##### Data provided

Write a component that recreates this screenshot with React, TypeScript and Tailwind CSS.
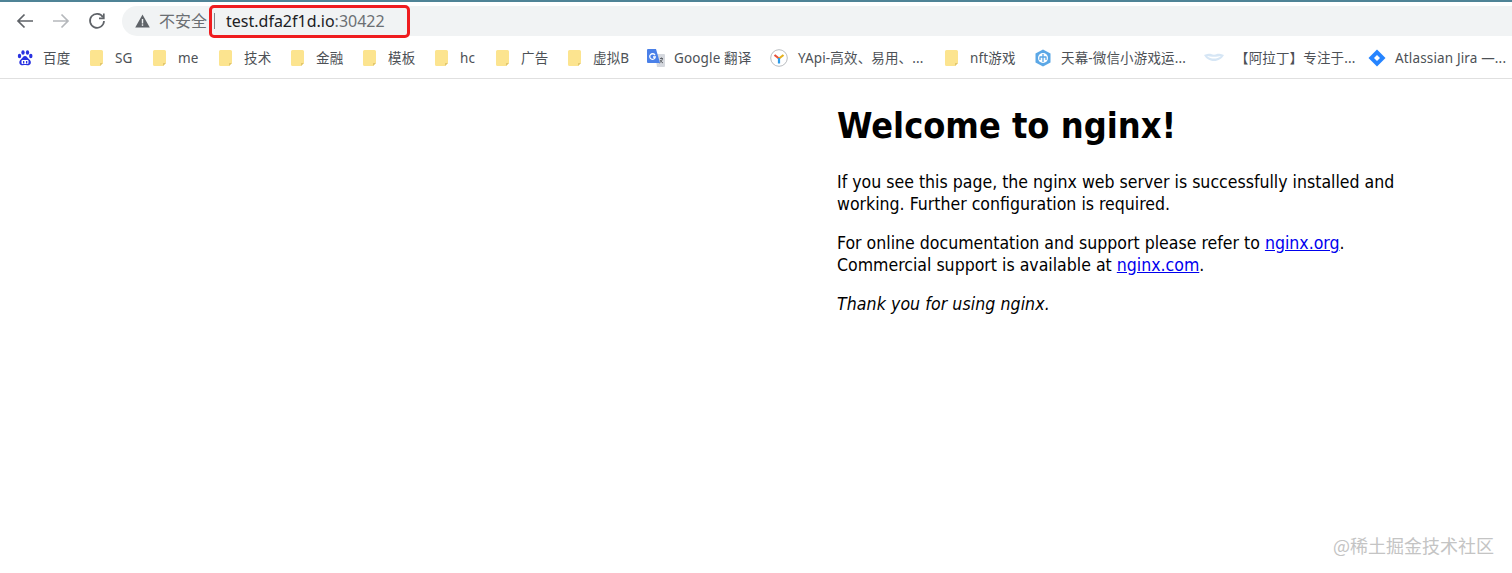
import React from "react";

const cjk = "font-['Noto_Sans','Noto_Sans_CJK_SC',sans-serif]";

function Folder() {
  return (
    <svg width="16" height="18" viewBox="1 0 16 18" className="shrink-0">
      <path d="M2.500 1h10a1.500 1.500 0 0 1 1.500 1.500V14l-3 3H2.500A1.500 1.500 0 0 1 1 15.500v-13A1.500 1.500 0 0 1 2.500 1z" fill="#fce48f" />
      <path d="M11 17v-2.500a.5.5 0 0 1 .5-.5H14z" fill="#e0c56c" />
    </svg>
  );
}

function Baidu() {
  return (
    <svg width="16" height="18" viewBox="0 0 16 18" className="shrink-0">
      <g fill="#2932e1">
        <ellipse cx="2.500" cy="7" rx="1.700" ry="2.200" />
        <ellipse cx="6" cy="3.500" rx="1.700" ry="2.300" />
        <ellipse cx="10.500" cy="3.500" rx="1.700" ry="2.300" />
        <ellipse cx="13.800" cy="7" rx="1.700" ry="2.200" />
        <path d="M8 7c-2 0-2.500 2-4 3.200C2.500 11.500 2 13 2.500 14.500 3 16 4.500 16.500 6 16.200c1.300-.2 2.700-.2 4 0 1.500.3 3.200-.2 3.700-1.700.5-1.500 0-3-1.600-4.300C10.500 9 10 7 8 7z" />
      </g>
      <rect x="4.500" y="11" width="7" height="4" rx="1" fill="#fff" />
      <rect x="6" y="12" width="1.300" height="2.500" fill="#2932e1" />
      <rect x="9" y="12" width="1.300" height="2.500" fill="#2932e1" />
    </svg>
  );
}

function GTranslate() {
  return (
    <svg width="19" height="18" viewBox="0 0 19 18" className="shrink-0">
      <path d="M8 5h9a1 1 0 0 1 1 1v11a1 1 0 0 1-1 1H10z" fill="#d5d8de" />
      <path d="M13 9.500h3M14.500 8.500v1M15.500 9.500c-.4 2-1.500 3.500-3 4.500M13 11c.6 1.300 1.700 2.300 3 3" stroke="#5f6368" strokeWidth="1" fill="none" />
      <path d="M1 0h8l4 14H1a1 1 0 0 1-1-1V1a1 1 0 0 1 1-1z" fill="#4a80e8" />
      <path d="M8 6.200A2.800 2.800 0 1 0 8.300 8H6" stroke="#fff" strokeWidth="1.300" fill="none" />
    </svg>
  );
}

function YApi() {
  return (
    <svg width="18" height="18" viewBox="0 0 18 18" className="shrink-0">
      <circle cx="9" cy="9" r="8.300" fill="#fff" stroke="#b9bcc0" strokeWidth="1" />
      <path d="M9 9.500 4.500 6" stroke="#e8503a" strokeWidth="2.200" />
      <path d="M9 9.500 13.500 6" stroke="#e5b11e" strokeWidth="2.200" />
      <path d="M9 9v5.500" stroke="#2f9be8" strokeWidth="2.200" />
    </svg>
  );
}

function Tianmu() {
  return (
    <svg width="18" height="18" viewBox="0 0 18 18" className="shrink-0">
      <path d="M9 .5 16.500 4.500v9L9 17.500 1.500 13.500v-9z" fill="#5ba7e6" />
      <circle cx="9" cy="9" r="5" fill="#fff" />
      <path d="M9 5v8M6 7.500v3.500M12 7.500v3.500M6 8h6" stroke="#5ba7e6" strokeWidth="1.300" fill="none" />
    </svg>
  );
}

function Lips() {
  return (
    <svg width="20" height="18" viewBox="0 0 20 18" className="shrink-0">
      <path d="M0 6c3-1 6-1.500 7-1 1 .5 2 .8 3 .8s2-.3 3-.8c1-.5 4 0 7 1-2 3.500-5.500 6-10 6S2 9.500 0 6z" fill="#d6e6f5" />
      <path d="M3 7c4 1 10 1 14 0-2 1.800-4.500 2.600-7 2.600S5 8.800 3 7z" fill="#fff" />
    </svg>
  );
}

function Jira() {
  return (
    <svg width="18" height="18" viewBox="0 0 18 18" className="shrink-0">
      <path d="M9 .5 17.500 9 9 17.500.5 9z" fill="#2684ff" />
      <path d="M9 6 12 9 9 12 6 9z" fill="#fff" />
    </svg>
  );
}

const bookmarks: { label: string; icon: React.ReactNode; box: string; gap: string }[] = [
  { label: "百度", icon: <Baidu />, box: "w-[73px]", gap: "gap-[10px]" },
  { label: "SG", icon: <Folder />, box: "w-[63px]", gap: "gap-[9px]" },
  { label: "me", icon: <Folder />, box: "w-[66px]", gap: "gap-[9px]" },
  { label: "技术", icon: <Folder />, box: "w-[72px]", gap: "gap-[9px]" },
  { label: "金融", icon: <Folder />, box: "w-[72px]", gap: "gap-[9px]" },
  { label: "模板", icon: <Folder />, box: "w-[72px]", gap: "gap-[9px]" },
  { label: "hc", icon: <Folder />, box: "w-[61px]", gap: "gap-[9px]" },
  { label: "广告", icon: <Folder />, box: "w-[72px]", gap: "gap-[9px]" },
  { label: "虚拟B", icon: <Folder />, box: "w-[79px]", gap: "gap-[9px]" },
  { label: "Google 翻译", icon: <GTranslate />, box: "w-[123px]", gap: "gap-[8px]" },
  { label: "YApi-高效、易用、...", icon: <YApi />, box: "w-[175px]", gap: "gap-[10px]" },
  { label: "nft游戏", icon: <Folder />, box: "w-[89px]", gap: "gap-[9px]" },
  { label: "天幕-微信小游戏运...", icon: <Tianmu />, box: "w-[170px]", gap: "gap-[9px]" },
  { label: "【阿拉丁】专注于...", icon: <Lips />, box: "w-[164px]", gap: "gap-[11px]" },
  { label: "Atlassian Jira —...", icon: <Jira />, box: "w-[144px]", gap: "gap-[9px]" },
];

export default function App() {
  return (
    <div className={`w-[1512px] h-[573px] overflow-hidden bg-white relative ${cjk}`}>
      <div className="h-[2px] bg-[#4f8396]" />
      <div className="h-[38px] flex items-center">
        <div className="w-[122px] shrink-0 flex items-center pl-[16px] gap-[18px] text-[#5f6368]">
          <svg width="18" height="18" viewBox="0 0 18 18" fill="none" stroke="#5f6368" strokeWidth="1.700">
            <path d="M17 9H2M8.500 2.500 2 9l6.500 6.500" />
          </svg>
          <svg width="18" height="18" viewBox="0 0 18 18" fill="none" stroke="#b5b8bc" strokeWidth="1.700">
            <path d="M1 9h15M9.500 2.500 16 9l-6.500 6.500" />
          </svg>
          <svg width="18" height="18" viewBox="0 0 18 18" fill="none" stroke="#5f6368" strokeWidth="1.700">
            <path d="M15 5.200A7 7 0 1 0 16 9" />
            <path d="M15.800 1.500v4.800H11" />
          </svg>
        </div>
        <div className="flex-1 h-[30px] -mt-[1px] bg-[#f1f3f4] rounded-l-[15px] flex items-center pl-[13px]">
          <svg width="15" height="14" viewBox="0 0 15 14" className="shrink-0">
            <path d="M7.500 .5 14.800 13.500H.2z" fill="#5f6368" />
            <rect x="6.800" y="5" width="1.400" height="4.500" fill="#f1f3f4" />
            <rect x="6.800" y="10.300" width="1.400" height="1.500" fill="#f1f3f4" />
          </svg>
          <span className="ml-[9px] text-[16px] text-[#6b6f73] whitespace-nowrap">不安全</span>
          <span className="ml-[7px] w-px h-[16px] bg-[#80868b]" />
          <span className="ml-[11px] text-[16px] text-[#202124] whitespace-nowrap">
            test.dfa2f1d.io<span className="text-[#6b6f73]">:30422</span>
          </span>
        </div>
      </div>
      <div className="h-[36px] pb-[2px] border-b border-[#e0e0e0] box-content flex items-center pl-[17px]">
        {bookmarks.map((b) => (
          <div key={b.label} className={`${b.box} ${b.gap} shrink-0 flex items-center`}>
            {b.icon}
            <span className="text-[13.500px] tracking-[0.15px] text-[#4d5156] whitespace-nowrap">{b.label}</span>
          </div>
        ))}
      </div>
      <main className="ml-[837px] w-[570px] font-['DejaVu_Sans_Condensed','DejaVu_Sans',sans-serif] text-[17.560px] leading-[21.500px] text-black">
        <h1 className="mt-[24px] text-[35.800px] leading-[46px] font-bold">Welcome to nginx!</h1>
        <p className="mt-[23px]">
          If you see this page, the nginx web server is successfully installed and working. Further configuration is required.
        </p>
        <p className="mt-[18px]">
          For online documentation and support please refer to <a className="text-[#0000ee] underline" href="#">nginx.org</a>.
          <br />
          Commercial support is available at <a className="text-[#0000ee] underline" href="#">nginx.com</a>.
        </p>
        <p className="mt-[18px] italic tracking-[0.08px]">Thank you for using nginx.</p>
      </main>
      <div className="absolute left-[209px] top-[5px] w-[201px] h-[33px] border-[3px] border-[#ef1c1f] rounded-[5px]" />
      <div className="absolute right-[18px] top-[533px] text-[18px] leading-[24px] text-[#c4c4c4] whitespace-nowrap font-['Noto_Sans_CJK_SC',sans-serif]">
        @稀土掘金技术社区
      </div>
    </div>
  );
}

##########

#### Work to do
Scan the material above. Copy each line that holds the word "React".

#### The reply
Write a component that recreates this screenshot with React, TypeScript and Tailwind CSS.
import React from "react";
const bookmarks: { label: string; icon: React.ReactNode; box: string; gap: string }[] = [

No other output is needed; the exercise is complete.